Recently we started a Conversational English Café at the church. I have really enjoyed being able to connect with people from a different country. They are beautiful people and getting to know them has already been a huge blessing to me.
As I have gotten to know them, I realise the richness of their lives that they have been torn away from and my heart breaks. As they try and settle in a new country it is hard for them. The language, the customs, the food and even the clothes are all different. For many of them, this is not the first country that they have had to arrive at. For many, they have spent many years in another country before arriving in Australia. Such upheaval, such uncertainty, such loss.

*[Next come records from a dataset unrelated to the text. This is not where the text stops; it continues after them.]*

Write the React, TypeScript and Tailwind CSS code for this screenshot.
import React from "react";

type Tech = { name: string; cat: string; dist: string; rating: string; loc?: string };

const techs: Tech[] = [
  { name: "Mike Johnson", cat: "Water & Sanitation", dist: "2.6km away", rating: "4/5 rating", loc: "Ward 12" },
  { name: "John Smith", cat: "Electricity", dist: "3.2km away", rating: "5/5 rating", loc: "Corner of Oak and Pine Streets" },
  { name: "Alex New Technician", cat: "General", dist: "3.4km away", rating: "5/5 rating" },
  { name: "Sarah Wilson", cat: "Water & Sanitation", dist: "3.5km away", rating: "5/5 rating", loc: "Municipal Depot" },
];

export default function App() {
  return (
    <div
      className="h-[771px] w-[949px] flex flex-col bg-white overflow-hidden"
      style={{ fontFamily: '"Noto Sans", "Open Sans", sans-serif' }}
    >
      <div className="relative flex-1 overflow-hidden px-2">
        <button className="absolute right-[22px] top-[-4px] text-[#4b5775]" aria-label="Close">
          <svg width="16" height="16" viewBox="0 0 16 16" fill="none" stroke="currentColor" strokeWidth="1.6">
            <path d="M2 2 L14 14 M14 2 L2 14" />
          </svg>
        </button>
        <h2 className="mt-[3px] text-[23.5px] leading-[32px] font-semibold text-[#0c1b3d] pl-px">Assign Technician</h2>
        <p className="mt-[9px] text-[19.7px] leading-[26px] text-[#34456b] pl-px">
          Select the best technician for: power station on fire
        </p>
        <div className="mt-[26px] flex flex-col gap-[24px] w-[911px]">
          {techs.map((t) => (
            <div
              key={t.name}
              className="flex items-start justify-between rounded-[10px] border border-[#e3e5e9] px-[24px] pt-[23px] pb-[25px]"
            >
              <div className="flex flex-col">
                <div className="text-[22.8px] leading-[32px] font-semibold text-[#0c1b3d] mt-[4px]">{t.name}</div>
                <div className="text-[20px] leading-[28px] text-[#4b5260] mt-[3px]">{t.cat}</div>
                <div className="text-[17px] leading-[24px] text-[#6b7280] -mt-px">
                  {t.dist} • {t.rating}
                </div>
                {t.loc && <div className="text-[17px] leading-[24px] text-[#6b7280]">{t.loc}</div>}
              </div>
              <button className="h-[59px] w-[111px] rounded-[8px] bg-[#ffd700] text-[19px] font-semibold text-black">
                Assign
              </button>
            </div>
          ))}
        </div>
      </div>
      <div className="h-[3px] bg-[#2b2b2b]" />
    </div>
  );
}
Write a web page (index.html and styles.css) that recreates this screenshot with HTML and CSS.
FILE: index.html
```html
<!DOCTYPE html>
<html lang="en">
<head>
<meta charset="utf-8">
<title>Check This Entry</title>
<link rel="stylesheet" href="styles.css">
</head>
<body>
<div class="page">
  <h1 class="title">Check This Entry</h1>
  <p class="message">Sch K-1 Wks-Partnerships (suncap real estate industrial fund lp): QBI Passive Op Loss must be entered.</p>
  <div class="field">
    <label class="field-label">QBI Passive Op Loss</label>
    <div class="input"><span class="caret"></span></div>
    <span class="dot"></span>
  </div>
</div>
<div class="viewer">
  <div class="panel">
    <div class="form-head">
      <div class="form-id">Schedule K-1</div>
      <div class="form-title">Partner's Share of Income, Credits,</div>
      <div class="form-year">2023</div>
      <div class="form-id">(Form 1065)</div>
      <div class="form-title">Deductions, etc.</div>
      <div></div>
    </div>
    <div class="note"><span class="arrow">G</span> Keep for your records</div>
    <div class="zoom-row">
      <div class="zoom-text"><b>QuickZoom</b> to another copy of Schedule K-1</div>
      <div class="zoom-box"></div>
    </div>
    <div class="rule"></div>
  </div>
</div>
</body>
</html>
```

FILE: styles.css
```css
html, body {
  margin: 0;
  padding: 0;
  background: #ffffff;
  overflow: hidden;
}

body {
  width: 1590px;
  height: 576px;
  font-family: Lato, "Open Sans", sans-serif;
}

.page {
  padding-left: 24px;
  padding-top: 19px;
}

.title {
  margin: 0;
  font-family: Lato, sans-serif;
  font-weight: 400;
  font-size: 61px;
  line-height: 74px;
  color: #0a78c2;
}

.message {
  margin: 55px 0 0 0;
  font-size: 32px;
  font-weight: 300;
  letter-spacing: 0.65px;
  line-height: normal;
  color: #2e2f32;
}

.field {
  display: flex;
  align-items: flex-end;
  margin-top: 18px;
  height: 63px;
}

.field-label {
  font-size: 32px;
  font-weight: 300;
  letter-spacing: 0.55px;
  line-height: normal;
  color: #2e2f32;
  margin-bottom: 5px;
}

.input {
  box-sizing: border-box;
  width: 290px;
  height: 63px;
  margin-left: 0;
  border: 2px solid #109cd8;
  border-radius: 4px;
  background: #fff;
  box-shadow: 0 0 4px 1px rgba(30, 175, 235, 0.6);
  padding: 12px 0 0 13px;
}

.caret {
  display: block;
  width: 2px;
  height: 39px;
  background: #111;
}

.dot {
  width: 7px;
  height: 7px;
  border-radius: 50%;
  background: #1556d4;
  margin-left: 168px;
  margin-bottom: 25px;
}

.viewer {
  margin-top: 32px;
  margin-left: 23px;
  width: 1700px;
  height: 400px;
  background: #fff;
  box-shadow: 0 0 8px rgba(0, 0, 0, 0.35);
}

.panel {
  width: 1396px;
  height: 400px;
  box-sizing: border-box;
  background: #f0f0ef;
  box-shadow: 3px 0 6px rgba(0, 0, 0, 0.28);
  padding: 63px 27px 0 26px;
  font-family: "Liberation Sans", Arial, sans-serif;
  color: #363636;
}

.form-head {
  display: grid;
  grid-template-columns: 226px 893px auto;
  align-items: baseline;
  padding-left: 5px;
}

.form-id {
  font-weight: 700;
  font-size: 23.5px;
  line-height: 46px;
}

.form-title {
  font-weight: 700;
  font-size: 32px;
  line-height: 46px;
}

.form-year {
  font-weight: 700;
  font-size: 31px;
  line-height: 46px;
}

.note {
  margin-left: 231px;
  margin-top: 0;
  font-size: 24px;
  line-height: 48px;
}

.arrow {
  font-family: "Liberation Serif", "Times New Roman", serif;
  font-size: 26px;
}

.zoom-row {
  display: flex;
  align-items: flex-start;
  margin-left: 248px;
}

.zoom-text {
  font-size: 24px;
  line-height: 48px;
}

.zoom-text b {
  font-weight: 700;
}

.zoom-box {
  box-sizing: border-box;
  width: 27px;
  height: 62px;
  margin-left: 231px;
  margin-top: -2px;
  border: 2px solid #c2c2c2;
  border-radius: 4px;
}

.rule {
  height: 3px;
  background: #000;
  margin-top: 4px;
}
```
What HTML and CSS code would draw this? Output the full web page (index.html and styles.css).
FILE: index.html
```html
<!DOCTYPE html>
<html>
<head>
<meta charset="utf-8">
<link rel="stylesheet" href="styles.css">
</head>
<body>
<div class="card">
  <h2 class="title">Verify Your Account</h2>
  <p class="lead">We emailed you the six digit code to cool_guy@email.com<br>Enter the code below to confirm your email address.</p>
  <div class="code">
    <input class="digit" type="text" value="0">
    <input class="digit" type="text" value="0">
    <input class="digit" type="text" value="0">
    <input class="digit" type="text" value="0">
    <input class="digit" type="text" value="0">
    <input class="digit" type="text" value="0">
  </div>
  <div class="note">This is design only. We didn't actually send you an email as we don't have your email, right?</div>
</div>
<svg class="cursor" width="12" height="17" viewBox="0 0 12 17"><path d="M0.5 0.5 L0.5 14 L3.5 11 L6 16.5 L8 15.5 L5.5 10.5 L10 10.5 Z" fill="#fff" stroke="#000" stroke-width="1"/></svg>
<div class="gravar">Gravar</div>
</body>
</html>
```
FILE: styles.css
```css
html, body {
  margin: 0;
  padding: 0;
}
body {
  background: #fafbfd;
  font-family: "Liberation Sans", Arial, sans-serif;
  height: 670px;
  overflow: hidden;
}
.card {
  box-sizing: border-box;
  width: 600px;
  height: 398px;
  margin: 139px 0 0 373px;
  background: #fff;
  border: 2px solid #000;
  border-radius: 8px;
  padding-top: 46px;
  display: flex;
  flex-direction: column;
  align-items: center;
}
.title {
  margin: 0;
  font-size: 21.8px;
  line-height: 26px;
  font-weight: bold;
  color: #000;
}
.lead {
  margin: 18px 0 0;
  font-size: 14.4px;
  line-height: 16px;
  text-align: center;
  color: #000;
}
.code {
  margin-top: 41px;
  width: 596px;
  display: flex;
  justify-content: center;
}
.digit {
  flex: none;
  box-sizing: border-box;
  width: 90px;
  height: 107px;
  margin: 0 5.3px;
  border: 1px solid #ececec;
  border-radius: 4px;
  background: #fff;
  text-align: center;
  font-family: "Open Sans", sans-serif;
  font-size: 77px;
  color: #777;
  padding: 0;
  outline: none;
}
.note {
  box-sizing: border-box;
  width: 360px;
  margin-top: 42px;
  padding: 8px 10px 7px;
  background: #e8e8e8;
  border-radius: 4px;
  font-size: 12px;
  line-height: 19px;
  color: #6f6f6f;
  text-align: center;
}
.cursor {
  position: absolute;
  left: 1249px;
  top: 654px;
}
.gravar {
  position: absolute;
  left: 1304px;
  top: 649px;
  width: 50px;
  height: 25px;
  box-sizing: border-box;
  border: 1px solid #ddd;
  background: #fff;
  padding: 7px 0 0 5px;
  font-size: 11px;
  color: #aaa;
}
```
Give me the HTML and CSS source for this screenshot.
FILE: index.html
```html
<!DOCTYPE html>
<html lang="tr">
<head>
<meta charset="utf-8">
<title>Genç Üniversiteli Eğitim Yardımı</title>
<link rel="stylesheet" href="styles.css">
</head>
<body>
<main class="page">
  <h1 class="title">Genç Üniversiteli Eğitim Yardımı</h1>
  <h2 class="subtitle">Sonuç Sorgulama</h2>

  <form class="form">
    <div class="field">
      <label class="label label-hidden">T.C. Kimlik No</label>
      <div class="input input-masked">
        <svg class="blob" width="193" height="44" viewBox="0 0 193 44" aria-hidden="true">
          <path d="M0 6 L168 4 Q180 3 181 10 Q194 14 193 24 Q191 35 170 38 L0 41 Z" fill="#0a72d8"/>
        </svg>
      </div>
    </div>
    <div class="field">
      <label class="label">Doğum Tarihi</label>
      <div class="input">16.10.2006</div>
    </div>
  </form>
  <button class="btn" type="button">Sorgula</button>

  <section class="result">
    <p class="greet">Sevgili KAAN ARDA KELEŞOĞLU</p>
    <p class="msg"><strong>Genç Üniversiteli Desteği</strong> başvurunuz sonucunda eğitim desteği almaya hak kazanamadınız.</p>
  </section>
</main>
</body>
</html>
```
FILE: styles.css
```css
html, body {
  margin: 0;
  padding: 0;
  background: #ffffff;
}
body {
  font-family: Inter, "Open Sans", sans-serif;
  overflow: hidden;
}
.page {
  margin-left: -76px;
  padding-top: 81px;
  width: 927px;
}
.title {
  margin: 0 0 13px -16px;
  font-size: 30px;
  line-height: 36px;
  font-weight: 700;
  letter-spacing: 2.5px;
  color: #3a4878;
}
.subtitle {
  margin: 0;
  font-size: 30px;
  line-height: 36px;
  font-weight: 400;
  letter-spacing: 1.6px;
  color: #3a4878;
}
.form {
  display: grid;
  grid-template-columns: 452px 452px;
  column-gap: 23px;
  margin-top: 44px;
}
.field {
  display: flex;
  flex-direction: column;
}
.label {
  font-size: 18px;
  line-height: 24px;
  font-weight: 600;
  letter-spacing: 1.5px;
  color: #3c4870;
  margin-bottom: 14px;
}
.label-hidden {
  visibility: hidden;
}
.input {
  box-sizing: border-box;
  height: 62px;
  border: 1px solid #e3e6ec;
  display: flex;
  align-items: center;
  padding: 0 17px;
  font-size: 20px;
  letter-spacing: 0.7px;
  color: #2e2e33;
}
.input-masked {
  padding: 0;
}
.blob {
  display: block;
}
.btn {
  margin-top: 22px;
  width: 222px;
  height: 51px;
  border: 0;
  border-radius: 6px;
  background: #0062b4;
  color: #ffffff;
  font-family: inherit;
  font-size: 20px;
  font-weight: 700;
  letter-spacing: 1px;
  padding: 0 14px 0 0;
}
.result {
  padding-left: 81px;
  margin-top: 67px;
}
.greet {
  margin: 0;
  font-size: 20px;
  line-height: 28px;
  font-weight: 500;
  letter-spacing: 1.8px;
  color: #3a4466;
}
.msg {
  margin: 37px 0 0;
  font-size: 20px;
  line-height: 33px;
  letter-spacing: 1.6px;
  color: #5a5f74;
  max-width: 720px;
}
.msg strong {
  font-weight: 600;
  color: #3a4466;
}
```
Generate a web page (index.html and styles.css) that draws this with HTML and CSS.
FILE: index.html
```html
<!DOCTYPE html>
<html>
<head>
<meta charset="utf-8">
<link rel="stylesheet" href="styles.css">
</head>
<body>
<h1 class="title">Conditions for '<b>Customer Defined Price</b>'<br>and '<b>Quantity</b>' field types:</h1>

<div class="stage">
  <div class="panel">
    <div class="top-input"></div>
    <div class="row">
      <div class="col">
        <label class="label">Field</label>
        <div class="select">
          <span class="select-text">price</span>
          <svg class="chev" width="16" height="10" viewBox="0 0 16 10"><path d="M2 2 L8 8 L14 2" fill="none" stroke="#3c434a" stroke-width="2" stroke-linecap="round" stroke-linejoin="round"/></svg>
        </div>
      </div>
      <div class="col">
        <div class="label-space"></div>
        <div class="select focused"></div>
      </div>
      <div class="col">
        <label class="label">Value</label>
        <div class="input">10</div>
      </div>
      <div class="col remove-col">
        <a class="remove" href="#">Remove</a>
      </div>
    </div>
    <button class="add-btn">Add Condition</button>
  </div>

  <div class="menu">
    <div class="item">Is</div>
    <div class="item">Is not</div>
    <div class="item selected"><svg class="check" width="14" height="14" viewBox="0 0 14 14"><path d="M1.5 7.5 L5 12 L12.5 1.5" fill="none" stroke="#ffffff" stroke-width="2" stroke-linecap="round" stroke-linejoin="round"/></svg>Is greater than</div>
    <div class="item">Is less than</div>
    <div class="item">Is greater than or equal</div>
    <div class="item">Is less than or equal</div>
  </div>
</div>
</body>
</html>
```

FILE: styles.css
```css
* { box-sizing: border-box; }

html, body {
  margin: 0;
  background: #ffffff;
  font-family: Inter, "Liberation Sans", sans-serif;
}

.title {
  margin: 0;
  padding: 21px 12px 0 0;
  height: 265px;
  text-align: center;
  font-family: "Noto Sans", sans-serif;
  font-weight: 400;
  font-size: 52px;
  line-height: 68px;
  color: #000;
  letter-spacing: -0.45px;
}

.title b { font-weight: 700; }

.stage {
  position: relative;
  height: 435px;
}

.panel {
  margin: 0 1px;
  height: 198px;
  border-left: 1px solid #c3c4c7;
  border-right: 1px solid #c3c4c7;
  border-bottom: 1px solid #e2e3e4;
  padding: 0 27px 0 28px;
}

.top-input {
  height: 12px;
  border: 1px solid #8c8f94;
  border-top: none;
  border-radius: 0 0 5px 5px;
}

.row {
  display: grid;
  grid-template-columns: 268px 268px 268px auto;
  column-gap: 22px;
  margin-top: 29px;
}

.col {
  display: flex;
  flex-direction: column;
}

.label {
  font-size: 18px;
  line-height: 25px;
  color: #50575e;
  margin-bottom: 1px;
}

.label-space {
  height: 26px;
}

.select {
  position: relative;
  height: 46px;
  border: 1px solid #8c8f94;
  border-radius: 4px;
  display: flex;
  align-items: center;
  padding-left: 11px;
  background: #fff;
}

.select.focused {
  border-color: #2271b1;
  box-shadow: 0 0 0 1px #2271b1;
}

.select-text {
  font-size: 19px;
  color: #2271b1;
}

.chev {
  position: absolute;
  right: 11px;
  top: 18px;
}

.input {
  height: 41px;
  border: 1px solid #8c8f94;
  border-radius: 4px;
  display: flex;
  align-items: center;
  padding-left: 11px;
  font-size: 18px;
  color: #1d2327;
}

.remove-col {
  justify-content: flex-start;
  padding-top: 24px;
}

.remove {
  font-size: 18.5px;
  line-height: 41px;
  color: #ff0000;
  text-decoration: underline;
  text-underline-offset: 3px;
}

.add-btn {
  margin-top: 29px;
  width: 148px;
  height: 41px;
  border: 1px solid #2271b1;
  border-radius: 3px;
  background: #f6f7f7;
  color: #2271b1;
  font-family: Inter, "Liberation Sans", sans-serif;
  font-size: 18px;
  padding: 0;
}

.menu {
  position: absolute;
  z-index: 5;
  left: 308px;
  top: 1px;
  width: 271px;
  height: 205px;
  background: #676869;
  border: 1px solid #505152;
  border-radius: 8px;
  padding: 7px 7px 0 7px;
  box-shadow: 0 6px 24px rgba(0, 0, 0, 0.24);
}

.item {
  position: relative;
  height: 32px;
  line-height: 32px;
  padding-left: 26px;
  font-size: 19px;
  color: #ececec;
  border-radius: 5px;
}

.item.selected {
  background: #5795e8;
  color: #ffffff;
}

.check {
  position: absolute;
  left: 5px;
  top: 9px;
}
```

I still can’t imagine what their lives must have looked like fleeing from a country that they love. Escaping a life that was being ripped apart by war. About the only reference point for me is what I have seen movies and I know that doesn’t even come close.
I look into their eyes and wonder at what they have seen. What have these people felt and what have they experienced. I want to feel empathy but how can you when it is beyond your comprehension? I don’t know that I can feel empathy but I can feel compassion. I have a gut-wrenching desire to see them enjoy their lives here in Australia. To find a place on this planet which is safe, secure and joyful. To see them able to get along and experience the beauty of this country.
What can a person like me to do to help that to happen? I can give them my time. I can allow them to make use of my “Australian-ness”. Allow them to learn what they need from me so that they can blossom here.
Am I being selfless? Not at all. As I am able to spend time with them, I am receiving far more than they know. I enjoy their differences. The beauty of their language and their hearts. I also enjoy our similarities, our shared humanness. What beautiful people to be privileged to get to know. As well as getting to enjoy a more traditional Arabic coffee!
My only hope is that they get just as much out of our times together as I do.